Penegakan Hukum Mafia Kayu di Papua Barat Lemah

JARINGAN Advokasi LSM Papua Barat menilai, upaya menjerat pelaku kejahatan sektor kehutanan dan perkebunan di Papua Barat, masih lemah. Sebab, pendekatan yang digunakan penegak hukum (Kejaksaan) lebih pada regulasi sektoral, seperti UU Kehutanan, UU Lingkungan maupun UU Perkebunan. Untuk itu, penegak hukum harus menjerat pelaku dengan hukum terpadu, UU Tipikor dan UU Pencucian Uang selain UU sektoral.

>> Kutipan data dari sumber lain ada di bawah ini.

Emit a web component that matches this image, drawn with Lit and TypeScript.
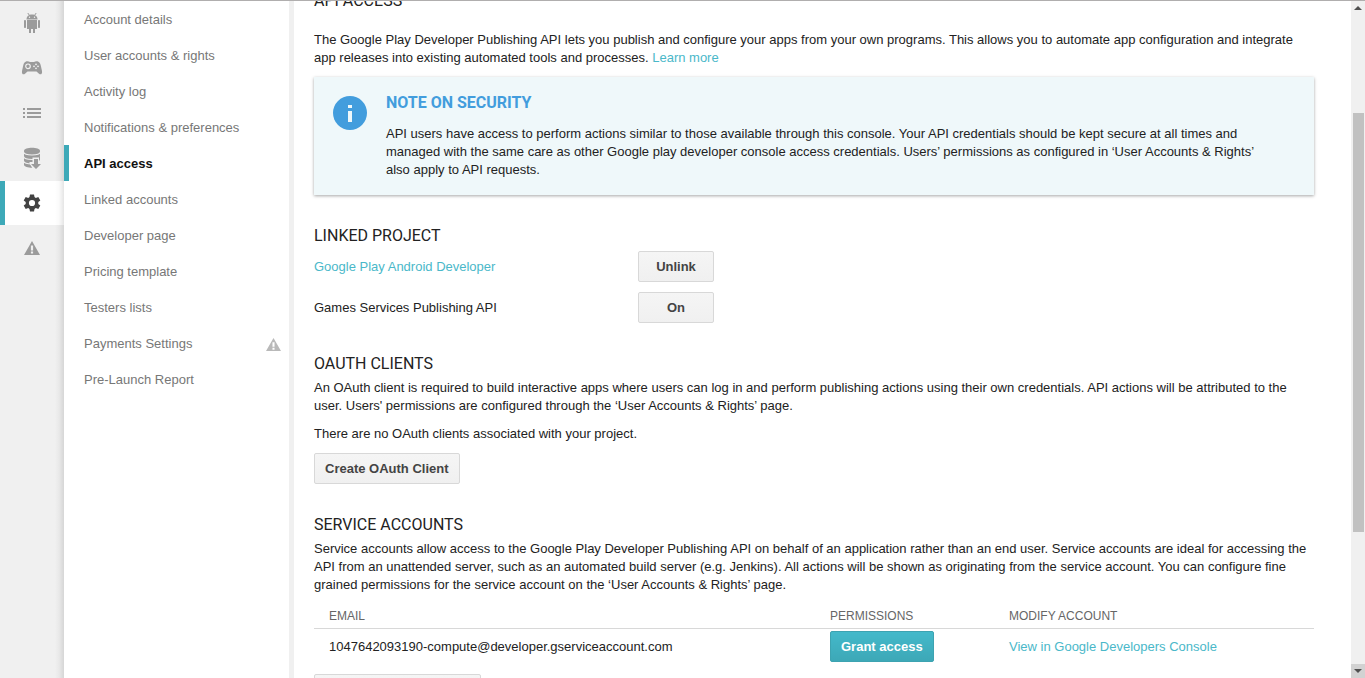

Koordinator Advokasi LSM Papua Barat, Andris Wabdaron mengatakan, penerapan UU sektoral memerlukan proses panjang hingga memberikan ruang bagi oknum mafia kayu dan pejabat yang terlibat menghilangkan barang bukti. “Belum lagi mafia kayu ini sudah lari keluar negeri,” katanya, dalam pernyataan pers, Rabu(29/8/12).

Jaringan Advokasi LSM Papua Barat, mengharapkan penegak hukum melawan kejahatan dan korupsi di sektor kehutanan dengan pendekatan luar biasa (extra ordinary).  “Ya, dengan pendekatan penegakan hukum secara terpadu. Artinya, menjerat pelaku kejahatan kehutanan tidak saja dengan UU sektoral juga UU Tipikor dan UU Pencucian Uang,” ujar dia.

Dia menilai, dengan menjerat pelaku kejahatan kehutanan lewat UU Tipikor bakal membawa banyak manfaat. “Antara lain, (bisa menjerat) korupsi yang merugikan keuangan negara, suap menyuap, gratifikasi. Ini dapat menjerat pelaku dari proses perizinan hingga pengangkutan dan pungutan hasil hutan.”

Tak hanya itu, ancaman pidana juga lebih berat dari UU sektoral. Kelebihan lain UU Tipikor, dapat menjerat pihak – pihak yang sengaja atau tidak sengaja berupaya menghalangi proses hukum atau pemeriksaan Kejaksaan.

Andris mencontohkan, kasus PT Sanjaya Makmur, sudah cukup kuat indikasi penyuapan maupun gratifikasi. Sebab, ada dokumen palsu rekomendasi maupun izin Gubernur Papua Barat atas pembelian kayu non-police line Kabupaten Teluk Bintuni. Kejaksaan, bisa menggunakan UU Tipikor. “Ini salah satu alternatif penting dalam pemberantasan mafia kehutanan dan perkebunan.”

Jaringan Advokasi LSM ini juga melihat ada pelanggaran hukum oleh PT Sanjaya Makmur.  Ini merujuk Surat Keputusan Kepala Dinas Kehutanan dan Perkebunan Papua Barat Nomor 522.2/448/DISHUTBUN-PN/VIII/2011 mengenai izin pemanfaatan kayu hasil produksi, izin pemungutan kayu masyarakat adat yang non-police-line (IPMA/NPL).  “Surat ini telah berakhir masa berlaku per 4 Agustus 2012, tetapi proses pengangkutan masih terus berlangsung hingga saat ini.”

Untuk itu, Kejaksaan didesak segera menggunakan UU Tipikor dalam menjerat individu oknum pejabat yang terlibat dan korporasi. Dengan begitu, bisa meminimalisir kerugian negara di Kabupaten Bintuni.

Jaringan Advokasi LSM Papua Barat, akan menyerahkan beberapa dokumen dan data awal kepada Kejaksaan. “Ini sebagai referensi indikasi dugaan korupsi oleh oknum pejabat Pemprov Papua Barat, terkait perizinan.”